Training manuals and sports instructors don’t recommend it, but running a marathon calls for a certain pre-requisite – blissful ignorance.
When I signed up for the Mumbai International Marathon early in January, there were many things I didn’t know. For starters, there was the big question mark about running. I’ve never really run. Ok, not if you count the customary dash for the 8.22 local, and the paltry 10 minutes on the treadmill. Running entailed stamina and discipline and fell somewhere in the realm of ‘serious fitness’.
The second question mark came after kilometre. For someone who computes distance by railway stations and travel time, discerning the distance in one kilometre was tricky. Leave alone 21 kms. - the length of the Half Marathon, for which I’d signed up.
Third, how did one go about training for a marathon? The website proposed a 10-week training period. And here, I was looking at 4 1/2 weeks. How did one train anyway? Was there a recommended diet? Gear?
But one thing I DID know was that when I first read about the Marathon early in January, I began to think ‘What if…’ with that familiar feeling of fear-tinged excitement, which has preceded most other adventures.
The decision was made. Entries were mailed. Then came the challenging part – duelling with a mind over a body.
The last month has been filled with exhilarating and liberating discoveries. The question marks have drawn their answers. The moment I lace up my shoes and go through the routine of warm-ups, there’s a certain impatience to begin. To discover the limits of the day. To register the feeble protests of the various parts of the body and to gently tune them out. To collapse in one aching, gasping heap only to forget it all and start over the next day.

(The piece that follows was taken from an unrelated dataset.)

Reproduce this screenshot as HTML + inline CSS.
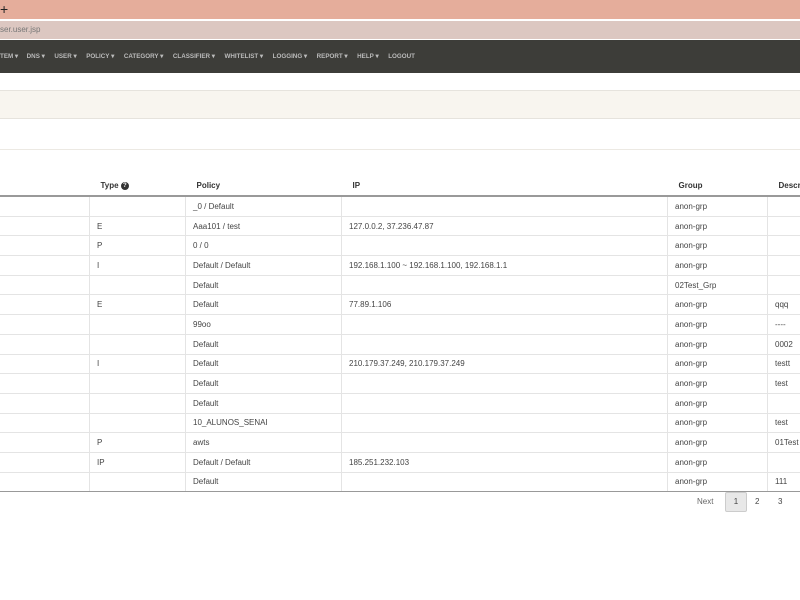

Nike’s first ever advertising effort was a poster which featured a runner against a headline – THERE IS NO FINISH LINE. When I came across it many years ago, I thought it was a profound statement about the joys of running (in the right pair of shoes, of course!). More recently, I’ve discovered it’s really about the absence of mental finishing lines. If Terry Fox could run it on one leg, and people the world over have battled life-threatening infirmities to successfully complete it, there are few excuses left anyway.
Two days from now, 20,000+ runners will take to the streets in ‘Asia’s biggest marathon’. The mob features some high-profile international athletes, corporate heavyweights and movie stars. But rubbing shoulders with them will also be the physically challenged, people with heart ailments, street children and rank amateurs like me.
The marathon, after all, is not about running. It’s never been. It’s about belief.